▶ _Information supplied_:
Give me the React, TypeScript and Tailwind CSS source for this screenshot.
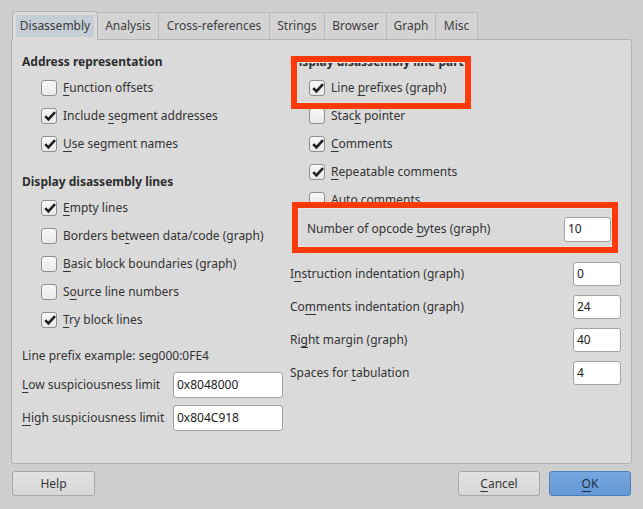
import React from "react";

const font = { fontFamily: '"Noto Sans", "Open Sans", sans-serif' };

function M({ t, u }: { t: string; u?: number }) {
  if (u === undefined || u < 0) return <>{t}</>;
  return (
    <>
      {t.slice(0, u)}
      <span className="underline decoration-1 underline-offset-[3px]">{t[u]}</span>
      {t.slice(u + 1)}
    </>
  );
}

function Box({ checked }: { checked?: boolean }) {
  return (
    <span className="relative flex h-[16px] w-[16px] shrink-0 items-center justify-center rounded-[3px] border border-[#8f8f8f] bg-gradient-to-b from-[#f7f7f7] to-[#e9e9e9]">
      {checked && (
        <svg width="14" height="14" viewBox="0 0 14 14" className="absolute left-[1px] top-[0px]">
          <path d="M2.2 7.2 L5.4 10.4 L12 3.2" fill="none" stroke="#1f2224" strokeWidth="2.6" strokeLinecap="butt" strokeLinejoin="miter" />
        </svg>
      )}
    </span>
  );
}

function Check({ t, u, checked }: { t: string; u?: number; checked?: boolean }) {
  return (
    <div className="flex h-[28px] items-center gap-[6px] whitespace-nowrap pl-[19px]">
      <Box checked={checked} />
      <span className="leading-[16px]">
        <M t={t} u={u} />
      </span>
    </div>
  );
}

function Input({ v, w }: { v: string; w: string }) {
  return (
    <div className={`flex h-full shrink-0 items-center rounded-[3px] border border-[#a3a3a3] bg-white pl-[3px] text-[#222] ${w}`}>
      {v}
    </div>
  );
}

function Tab({ t, active, w }: { t: string; active?: boolean; w: string }) {
  if (active) {
    return (
      <div className={`relative z-10 -mb-px flex h-[29px] items-center justify-center rounded-t-[3px] border border-b-0 border-[#b3b3b3] bg-[#dadada] px-[3px] pt-[3px] pb-[3px] ${w}`}>
        <div className="flex h-full w-full items-center justify-center bg-[#c5cdd6] text-[#3a3a3a]">{t}</div>
      </div>
    );
  }
  return (
    <div className={`flex h-[27px] items-center justify-center border border-l-0 border-b-0 border-[#bcbcbc] bg-[#d3d3d3] text-[#404040] ${w}`}>
      {t}
    </div>
  );
}

function Btn({ children, primary, w = "w-[82px]" }: { children: React.ReactNode; primary?: boolean; w?: string }) {
  return primary ? (
    <div className={`flex h-[25px] items-center justify-center rounded-[3px] border border-[#4a7fbf] bg-gradient-to-b from-[#74a7de] to-[#6598d3] text-[#1f2f40] ${w}`}>
      {children}
    </div>
  ) : (
    <div className={`flex h-[25px] items-center justify-center rounded-[3px] border border-[#a8a8a8] bg-gradient-to-b from-[#e2e2e2] to-[#d6d6d6] text-[#363636] ${w}`}>
      {children}
    </div>
  );
}

function FormRow({ t, u, v, hidden }: { t: string; u?: number; v: string; hidden?: boolean }) {
  return (
    <div className={`flex h-[24px] items-center justify-between whitespace-nowrap ${hidden ? "invisible" : ""}`}>
      <span>
        <M t={t} u={u} />
      </span>
      <Input v={v} w="w-[48px]" />
    </div>
  );
}

export default function App() {
  return (
    <div style={font} className="relative flex h-[509px] w-[643px] flex-col bg-[#cecece] pl-[11px] pr-[11px] pt-[11px] text-[12px] text-[#333]">
      {/* tabs */}
      <div className="flex items-end pl-[1px]">
        <Tab t="Disassembly" active w="w-[86px]" />
        <Tab t="Analysis" w="w-[61px]" />
        <Tab t="Cross-references" w="w-[111px]" />
        <Tab t="Strings" w="w-[55px]" />
        <Tab t="Browser" w="w-[62px]" />
        <Tab t="Graph" w="w-[49px]" />
        <Tab t="Misc" w="w-[42px]" />
      </div>
      {/* panel */}
      <div className="flex h-[425px] w-[621px] rounded-[3px] rounded-tl-none border border-[#b3b3b3] bg-[#dadada]">
        {/* left column */}
        <div className="flex w-[274px] shrink-0 flex-col pl-[10px] pt-[12px]">
          <div className="h-[20px] whitespace-nowrap font-bold leading-[20px] text-[#2e2e2e]">Address representation</div>
          <div className="mt-[2px]">
            <Check t="Function offsets" u={0} />
            <Check t="Include segment addresses" u={8} checked />
            <Check t="Use segment names" u={0} checked />
          </div>
          <div className="mt-[14px] h-[20px] whitespace-nowrap font-bold leading-[20px] text-[#2e2e2e]">Display disassembly lines</div>
          <div className="mt-[2px]">
            <Check t="Empty lines" u={0} checked />
            <Check t="Borders between data/code (graph)" u={10} />
            <Check t="Basic block boundaries (graph)" u={0} />
            <Check t="Source line numbers" u={1} />
            <Check t="Try block lines" u={0} checked />
          </div>
          <div className="mt-[12px] h-[20px] whitespace-nowrap leading-[20px]">Line prefix example: seg000:0FE4</div>
          <div className="mt-[6px] flex h-[26px] items-center whitespace-nowrap">
            <span className="w-[151px] shrink-0">
              <M t="Low suspiciousness limit" u={0} />
            </span>
            <Input v="0x8048000" w="w-[110px]" />
          </div>
          <div className="mt-[7px] flex h-[26px] items-center whitespace-nowrap">
            <span className="w-[151px] shrink-0">
              <M t="High suspiciousness limit" u={0} />
            </span>
            <Input v="0x804C918" w="w-[110px]" />
          </div>
        </div>
        {/* right column */}
        <div className="flex flex-1 flex-col pl-[4px] pr-[10px] pt-[12px]">
          <div className="h-[20px] whitespace-nowrap font-bold leading-[20px] text-[#2e2e2e]">Display disassembly line part</div>
          <div className="mt-[2px]">
            <Check t="Line prefixes (graph)" u={5} checked />
            <Check t="Stack pointer" u={4} />
            <Check t="Comments" u={0} checked />
            <Check t="Repeatable comments" u={0} checked />
            <Check t="Auto comments" u={0} />
          </div>
          <div className="mt-[15px] flex flex-col gap-[9px]">
            <FormRow t="Number of opcode bytes (graph)" u={17} v="10" hidden />
            <FormRow t="Instruction indentation (graph)" u={1} v="0" />
            <FormRow t="Comments indentation (graph)" u={2} v="24" />
            <FormRow t="Right margin (graph)" u={2} v="40" />
            <FormRow t="Spaces for tabulation" u={11} v="4" />
          </div>
        </div>
      </div>
      {/* buttons */}
      <div className="mt-[7px] flex items-center pl-[1px] pr-[1px]">
        <Btn w="w-[83px]">Help</Btn>
        <div className="flex-1" />
        <div className="flex gap-[9px]">
          <Btn>
            <M t="Cancel" u={0} />
          </Btn>
          <Btn primary>
            <M t="OK" u={0} />
          </Btn>
        </div>
      </div>

      {/* red highlight overlays */}
      <div className="absolute left-[291px] top-[56px] h-[53px] w-[180px] border-[6px] border-[#ff3a0a] shadow-[inset_0_0_0_1px_#e6e6e6]" />
      <div className="absolute left-[292px] top-[202px] flex h-[51px] w-[326px] items-center border-[6px] border-[#ff3a0a] bg-[#dadada] shadow-[inset_0_0_0_1px_#e6e6e6]">
        <div className="flex w-full items-center justify-between whitespace-nowrap pl-[9px] pr-[1px] pt-[3px]">
          <span>
            <M t="Number of opcode bytes (graph)" u={17} />
          </span>
          <div className="h-[25px]">
            <Input v="10" w="w-[47px]" />
          </div>
        </div>
      </div>
    </div>
  );
}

▶ _Exercise details_:
Print the whole listing above once more, word for word, without its pictures.

▶ _Response_:
Give me the React, TypeScript and Tailwind CSS source for this screenshot.
import React from "react";

const font = { fontFamily: '"Noto Sans", "Open Sans", sans-serif' };

function M({ t, u }: { t: string; u?: number }) {
  if (u === undefined || u < 0) return <>{t}</>;
  return (
    <>
      {t.slice(0, u)}
      <span className="underline decoration-1 underline-offset-[3px]">{t[u]}</span>
      {t.slice(u + 1)}
    </>
  );
}

function Box({ checked }: { checked?: boolean }) {
  return (
    <span className="relative flex h-[16px] w-[16px] shrink-0 items-center justify-center rounded-[3px] border border-[#8f8f8f] bg-gradient-to-b from-[#f7f7f7] to-[#e9e9e9]">
      {checked && (
        <svg width="14" height="14" viewBox="0 0 14 14" className="absolute left-[1px] top-[0px]">
          <path d="M2.2 7.2 L5.4 10.4 L12 3.2" fill="none" stroke="#1f2224" strokeWidth="2.6" strokeLinecap="butt" strokeLinejoin="miter" />
        </svg>
      )}
    </span>
  );
}

function Check({ t, u, checked }: { t: string; u?: number; checked?: boolean }) {
  return (
    <div className="flex h-[28px] items-center gap-[6px] whitespace-nowrap pl-[19px]">
      <Box checked={checked} />
      <span className="leading-[16px]">
        <M t={t} u={u} />
      </span>
    </div>
  );
}

function Input({ v, w }: { v: string; w: string }) {
  return (
    <div className={`flex h-full shrink-0 items-center rounded-[3px] border border-[#a3a3a3] bg-white pl-[3px] text-[#222] ${w}`}>
      {v}
    </div>
  );
}

function Tab({ t, active, w }: { t: string; active?: boolean; w: string }) {
  if (active) {
    return (
      <div className={`relative z-10 -mb-px flex h-[29px] items-center justify-center rounded-t-[3px] border border-b-0 border-[#b3b3b3] bg-[#dadada] px-[3px] pt-[3px] pb-[3px] ${w}`}>
        <div className="flex h-full w-full items-center justify-center bg-[#c5cdd6] text-[#3a3a3a]">{t}</div>
      </div>
    );
  }
  return (
    <div className={`flex h-[27px] items-center justify-center border border-l-0 border-b-0 border-[#bcbcbc] bg-[#d3d3d3] text-[#404040] ${w}`}>
      {t}
    </div>
  );
}

function Btn({ children, primary, w = "w-[82px]" }: { children: React.ReactNode; primary?: boolean; w?: string }) {
  return primary ? (
    <div className={`flex h-[25px] items-center justify-center rounded-[3px] border border-[#4a7fbf] bg-gradient-to-b from-[#74a7de] to-[#6598d3] text-[#1f2f40] ${w}`}>
      {children}
    </div>
  ) : (
    <div className={`flex h-[25px] items-center justify-center rounded-[3px] border border-[#a8a8a8] bg-gradient-to-b from-[#e2e2e2] to-[#d6d6d6] text-[#363636] ${w}`}>
      {children}
    </div>
  );
}

function FormRow({ t, u, v, hidden }: { t: string; u?: number; v: string; hidden?: boolean }) {
  return (
    <div className={`flex h-[24px] items-center justify-between whitespace-nowrap ${hidden ? "invisible" : ""}`}>
      <span>
        <M t={t} u={u} />
      </span>
      <Input v={v} w="w-[48px]" />
    </div>
  );
}

export default function App() {
  return (
    <div style={font} className="relative flex h-[509px] w-[643px] flex-col bg-[#cecece] pl-[11px] pr-[11px] pt-[11px] text-[12px] text-[#333]">
      {/* tabs */}
      <div className="flex items-end pl-[1px]">
        <Tab t="Disassembly" active w="w-[86px]" />
        <Tab t="Analysis" w="w-[61px]" />
        <Tab t="Cross-references" w="w-[111px]" />
        <Tab t="Strings" w="w-[55px]" />
        <Tab t="Browser" w="w-[62px]" />
        <Tab t="Graph" w="w-[49px]" />
        <Tab t="Misc" w="w-[42px]" />
      </div>
      {/* panel */}
      <div className="flex h-[425px] w-[621px] rounded-[3px] rounded-tl-none border border-[#b3b3b3] bg-[#dadada]">
        {/* left column */}
        <div className="flex w-[274px] shrink-0 flex-col pl-[10px] pt-[12px]">
          <div className="h-[20px] whitespace-nowrap font-bold leading-[20px] text-[#2e2e2e]">Address representation</div>
          <div className="mt-[2px]">
            <Check t="Function offsets" u={0} />
            <Check t="Include segment addresses" u={8} checked />
            <Check t="Use segment names" u={0} checked />
          </div>
          <div className="mt-[14px] h-[20px] whitespace-nowrap font-bold leading-[20px] text-[#2e2e2e]">Display disassembly lines</div>
          <div className="mt-[2px]">
            <Check t="Empty lines" u={0} checked />
            <Check t="Borders between data/code (graph)" u={10} />
            <Check t="Basic block boundaries (graph)" u={0} />
            <Check t="Source line numbers" u={1} />
            <Check t="Try block lines" u={0} checked />
          </div>
          <div className="mt-[12px] h-[20px] whitespace-nowrap leading-[20px]">Line prefix example: seg000:0FE4</div>
          <div className="mt-[6px] flex h-[26px] items-center whitespace-nowrap">
            <span className="w-[151px] shrink-0">
              <M t="Low suspiciousness limit" u={0} />
            </span>
            <Input v="0x8048000" w="w-[110px]" />
          </div>
          <div className="mt-[7px] flex h-[26px] items-center whitespace-nowrap">
            <span className="w-[151px] shrink-0">
              <M t="High suspiciousness limit" u={0} />
            </span>
            <Input v="0x804C918" w="w-[110px]" />
          </div>
        </div>
        {/* right column */}
        <div className="flex flex-1 flex-col pl-[4px] pr-[10px] pt-[12px]">
          <div className="h-[20px] whitespace-nowrap font-bold leading-[20px] text-[#2e2e2e]">Display disassembly line part</div>
          <div className="mt-[2px]">
            <Check t="Line prefixes (graph)" u={5} checked />
            <Check t="Stack pointer" u={4} />
            <Check t="Comments" u={0} checked />
            <Check t="Repeatable comments" u={0} checked />
            <Check t="Auto comments" u={0} />
          </div>
          <div className="mt-[15px] flex flex-col gap-[9px]">
            <FormRow t="Number of opcode bytes (graph)" u={17} v="10" hidden />
            <FormRow t="Instruction indentation (graph)" u={1} v="0" />
            <FormRow t="Comments indentation (graph)" u={2} v="24" />
            <FormRow t="Right margin (graph)" u={2} v="40" />
            <FormRow t="Spaces for tabulation" u={11} v="4" />
          </div>
        </div>
      </div>
      {/* buttons */}
      <div className="mt-[7px] flex items-center pl-[1px] pr-[1px]">
        <Btn w="w-[83px]">Help</Btn>
        <div className="flex-1" />
        <div className="flex gap-[9px]">
          <Btn>
            <M t="Cancel" u={0} />
          </Btn>
          <Btn primary>
            <M t="OK" u={0} />
          </Btn>
        </div>
      </div>

      {/* red highlight overlays */}
      <div className="absolute left-[291px] top-[56px] h-[53px] w-[180px] border-[6px] border-[#ff3a0a] shadow-[inset_0_0_0_1px_#e6e6e6]" />
      <div className="absolute left-[292px] top-[202px] flex h-[51px] w-[326px] items-center border-[6px] border-[#ff3a0a] bg-[#dadada] shadow-[inset_0_0_0_1px_#e6e6e6]">
        <div className="flex w-full items-center justify-between whitespace-nowrap pl-[9px] pr-[1px] pt-[3px]">
          <span>
            <M t="Number of opcode bytes (graph)" u={17} />
          </span>
          <div className="h-[25px]">
            <Input v="10" w="w-[47px]" />
          </div>
        </div>
      </div>
    </div>
  );
}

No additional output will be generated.